§ **Short task**
Repeat the material verbatim. Images are excluded from the copy.

§ **Material**
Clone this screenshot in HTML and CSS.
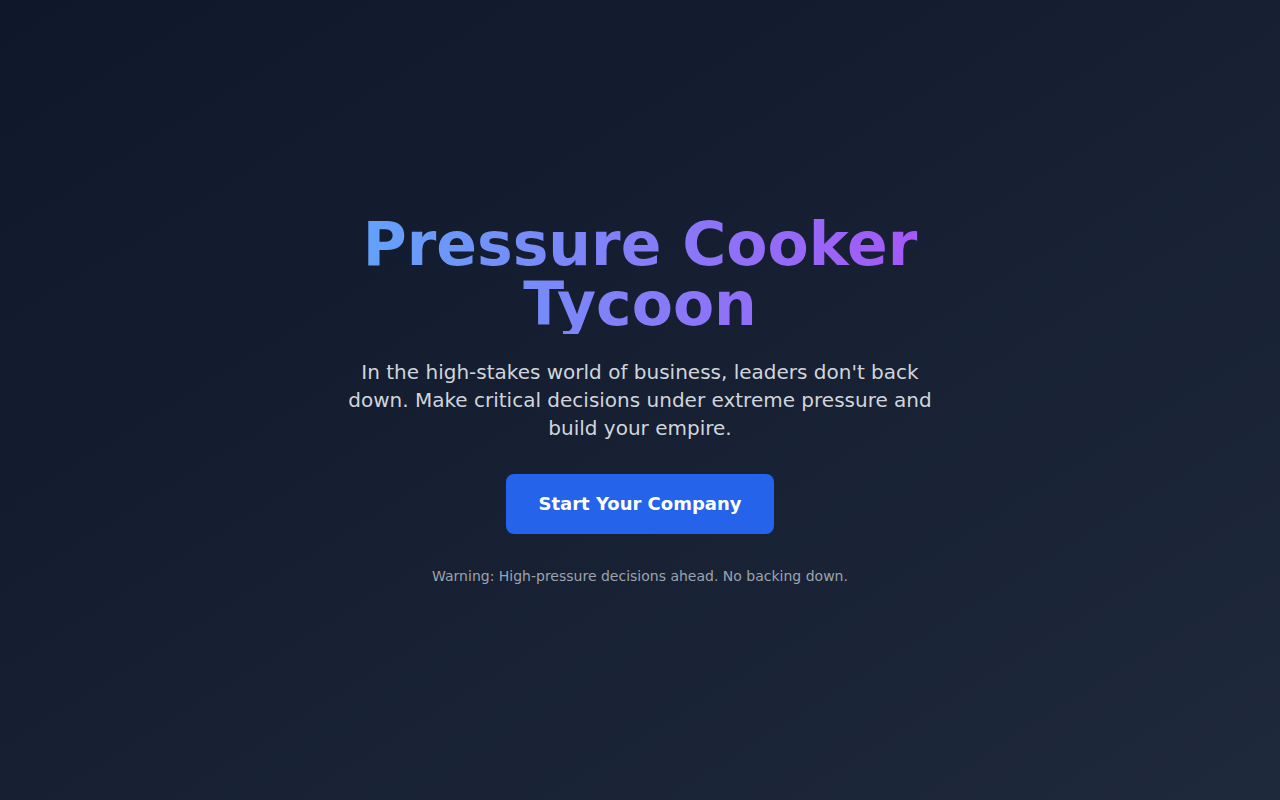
FILE: index.html
```html
<!DOCTYPE html>
<html lang="en">
<head>
  <meta charset="UTF-8">
  <meta name="viewport" content="width=device-width, initial-scale=1.0">
  <title>Pressure Cooker Tycoon</title>
  <link rel="stylesheet" href="styles.css">
</head>
<body>

<main class="intro">
  <div class="intro-box">
    <h1 class="titulo">Pressure Cooker Tycoon</h1>
    <p class="lead">
      In the high-stakes world of business, leaders don't back down. Make critical decisions under extreme pressure and build your empire.
    </p>
    <button class="btn-start">Start Your Company</button>
    <p class="aviso">Warning: High-pressure decisions ahead. No backing down.</p>
  </div>
</main>

</body>
</html>
```

FILE: styles.css
```css
* { box-sizing: border-box; margin: 0; padding: 0; }
body {
  font-family: "DejaVu Sans", Verdana, sans-serif;
  background: linear-gradient(to bottom right, #0f172a, #1e293b);
  min-height: 100vh;
  color: #fff;
}
.intro {
  min-height: 100vh;
  display: flex;
  align-items: center;
  justify-content: center;
  padding: 16px;
}
.intro-box {
  max-width: 600px;
  text-align: center;
}
.titulo {
  font-size: 60px;
  line-height: 1;
  font-weight: bold;
  margin-bottom: 24px;
  background: linear-gradient(to right, #60a5fa, #a855f7);
  -webkit-background-clip: text;
  background-clip: text;
  color: transparent;
}
.lead {
  font-size: 20px;
  line-height: 28px;
  color: #d1d5db;
  margin-bottom: 32px;
}
.btn-start {
  font-family: inherit;
  font-size: 18px;
  line-height: 28px;
  font-weight: bold;
  color: #fff;
  background: #2563eb;
  border: none;
  border-radius: 8px;
  padding: 16px 32px;
  cursor: pointer;
}
.aviso {
  margin-top: 32px;
  font-size: 14px;
  line-height: 20px;
  color: #9ca3af;
}
```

§ **Task answer**
Clone this screenshot in HTML and CSS.
FILE: index.html
```html
<!DOCTYPE html>
<html lang="en">
<head>
  <meta charset="UTF-8">
  <meta name="viewport" content="width=device-width, initial-scale=1.0">
  <title>Pressure Cooker Tycoon</title>
  <link rel="stylesheet" href="styles.css">
</head>
<body>

<main class="intro">
  <div class="intro-box">
    <h1 class="titulo">Pressure Cooker Tycoon</h1>
    <p class="lead">
      In the high-stakes world of business, leaders don't back down. Make critical decisions under extreme pressure and build your empire.
    </p>
    <button class="btn-start">Start Your Company</button>
    <p class="aviso">Warning: High-pressure decisions ahead. No backing down.</p>
  </div>
</main>

</body>
</html>
```

FILE: styles.css
```css
* { box-sizing: border-box; margin: 0; padding: 0; }
body {
  font-family: "DejaVu Sans", Verdana, sans-serif;
  background: linear-gradient(to bottom right, #0f172a, #1e293b);
  min-height: 100vh;
  color: #fff;
}
.intro {
  min-height: 100vh;
  display: flex;
  align-items: center;
  justify-content: center;
  padding: 16px;
}
.intro-box {
  max-width: 600px;
  text-align: center;
}
.titulo {
  font-size: 60px;
  line-height: 1;
  font-weight: bold;
  margin-bottom: 24px;
  background: linear-gradient(to right, #60a5fa, #a855f7);
  -webkit-background-clip: text;
  background-clip: text;
  color: transparent;
}
.lead {
  font-size: 20px;
  line-height: 28px;
  color: #d1d5db;
  margin-bottom: 32px;
}
.btn-start {
  font-family: inherit;
  font-size: 18px;
  line-height: 28px;
  font-weight: bold;
  color: #fff;
  background: #2563eb;
  border: none;
  border-radius: 8px;
  padding: 16px 32px;
  cursor: pointer;
}
.aviso {
  margin-top: 32px;
  font-size: 14px;
  line-height: 20px;
  color: #9ca3af;
}
```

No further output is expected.